Colleen unhinged her seat belt and concentrated on seeing herself whole and healthy. Cells reproducing, muscles repairing. Bones snapping into place. The pain hit her, but she bit it back, terrified, determined.
She said a silent prayer before maneuvering to face the driver’s seat, where Noah lay silent, unmoving.
His chest rose. Her hand against his neck revealed his pulse was slow, but there. She exhaled in relief and didn’t think about anything that happened next as she laid hands on him.
With a gasp and a heave, the metal expelled itself from Noah’s chest, and he rolled forward against the wheel. Colleen didn’t let go. Her hands stayed true even as he jerked and convulsed; red and white blood cells replicated and spread, restoring his life force.
“Oh,” Noah said with his first breath when air filled his lungs. “What…” He passed out again.
Colleen awoke to fluorescent lights against speckled panels, voices around her, the smell of iodine and fresh linens. “Noah.” Her voice cracked, but no one heard.
“You’re safe, lassie,” a man’s voice told her, later. “You both are.”
No, she thought, her soul twisting, I’ve saved our bodies at the expense of our hearts.
Later, when Colleen was allowed to leave her room, she ventured to Noah’s, only to find him discharged. His bed was made up for the next patient, but the nurse said he’d left her a note.
It said only, I told you I could love you through anything, but I guess you’ve made a liar of me. If you’d told me months ago that you’d sold yourself to the devil, we could have saved both of us a lot of heartache. I’ll try to recover our deposit, and with that, I’ll repay you for the plane ticket. I don’t want to owe you anything, or give you any reason to come find me.
Colleen didn’t remember how she got back to Edinburgh. Someone, some kind soul, she thought. All she remembered was the endless green outside her window, fogged by her grief.
Noah moved fast. All his things were gone from her apartment, and the key slid back under the locked door.
No note this time. He’d already said what he needed to say.
If you’d told me months ago that you’d sold yourself to the devil.
She’d saved his life! Yes, she’d lied, but it was for this very reason. Without realizing it, he’d proven to be exactly who she feared he was all along: a man of a big heart, but a very narrow mind.

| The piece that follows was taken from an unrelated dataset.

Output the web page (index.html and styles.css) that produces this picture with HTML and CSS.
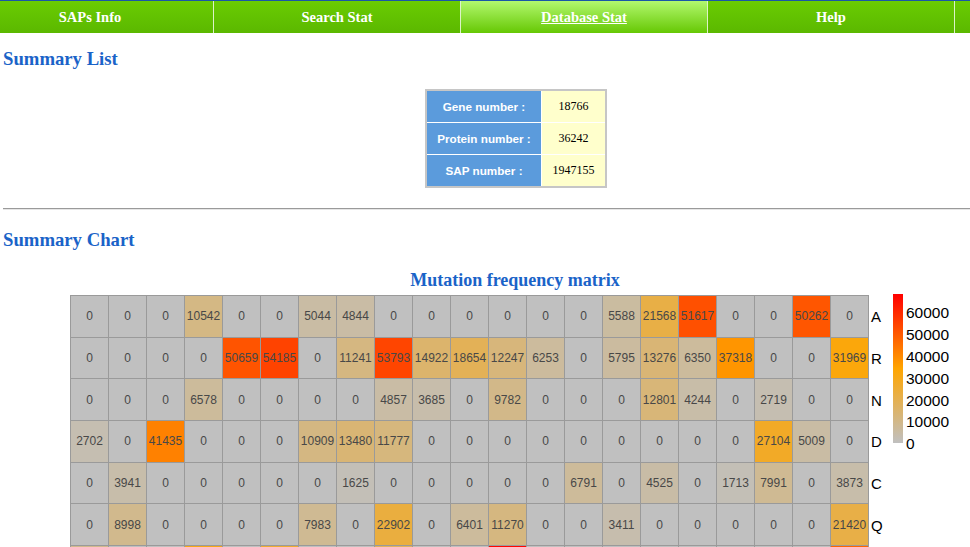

That night, she called Evangeline and poured her heart out. She left out no details, and when she was done, she fell asleep with the phone still cradled to her tear-stained cheek.
Dearest Colleen,
You haven’t been picking up the phone since the night you called me. I understand, though. My heart breaks for you, and it’s been on my mind nonstop since we talked. Is there no way to fix this? Surely when he called you a witch, it was a heat-of-the-moment comment, not something he meant with conviction. You saved his life. How can he turn his back on you so callously? Has he really been avoiding you since the accident?
On second thought, maybe he doesn’t deserve you. The more I think about his treatment of you, the more my anger boils. You’ve always been the caretaker for everyone. When Mama is gone, you’ll probably be the one who keeps this entire family together. You’re selfless and kind and the best sister anyone could ever ask for. And Noah is a fool because you’d make the best wife he could ever hope for, too.
I’m so sad that your trip home was canceled. Not for me, since I wasn’t going to be there anyway, but I know you were really excited to meet Olivia and Nicolas. Charles offered to buy me a ticket to come see you, and I think I should. I’m ahead in all my classes, so a few days away in the fall won’t hurt. I know you, and you’ll throw me out the window, though, if I come without your permission, so please, give me your permission. Okay? I love you. We’ll get through this together, same as we always have.